Sirota and Taibbi: Exposing the Agenda to Fleece Billions from Workers' Retirement Savings [View all]

http://www.alternet.org/economy/sirota-and-taibbi-exposing-agenda-fleece-billions-workers-retirement-savings



Since the once-great city of Detroit filed for bankruptcy, Americans everywhere are in a panic. Is my city next? Is my state facing financial disaster? From Wisconsin's controversial Gov. Scott Walker to New Jersey's Chris Christie, politicians all over seem to be telling us the answer is yes. The fiscal end is nigh, these leaders say, if America doesn't act soon to slay one of the last great budgetary dragons held over from the entitlement age: our allegedly outmoded, unsustainably expensive system of state and municipal pensions.

In the new fable, state and municipal workers are presented as the welfare queens of our age, historical anachronisms living fat and happy in the competition-free panacea of public service, and shamelessly living off the tax dollars generated entirely by the innovation of America's true workforce - its go-getting private-sector employees, who long ago stopped expecting their bosses to give them real health and retirement plans.

To them, the old-fashioned defined-benefit pension plan, the one that guaranteed a unionized state worker extensive health benefits and a sizable monthly retirement check until his (invariably too-distant) death, is the glaring budgetary inefficiency of our age, the first place we must turn to make the fiscal cuts if we don't want to become the next Detroit.
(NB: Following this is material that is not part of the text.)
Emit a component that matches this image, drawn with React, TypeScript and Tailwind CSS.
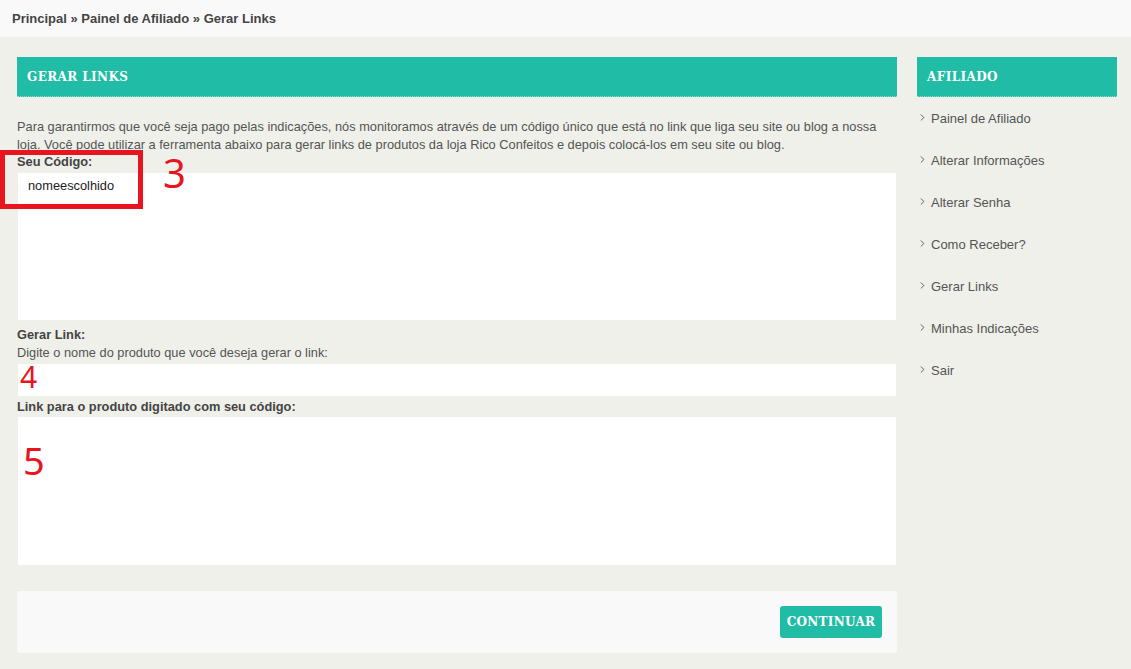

Pension reform advocates have cited these tales to make their legislative pitches. In state after state, politically active billionaires such as former Enron executive John Arnold, finance-sector think tanks like the Manhattan Institute, and foundations viewed as centrist, such as the Pew Center on the States, have all pushed to cut public workers' guaranteed retirement income, transform pensions into 401(k)-style individual accounts, and turn over the management of pension money to, well, people like the hedge-fund CEOs on the board of the Manhattan Institute. Such reforms are then portrayed as benevolent and transparent initiatives to protect taxpayers and balance budgets.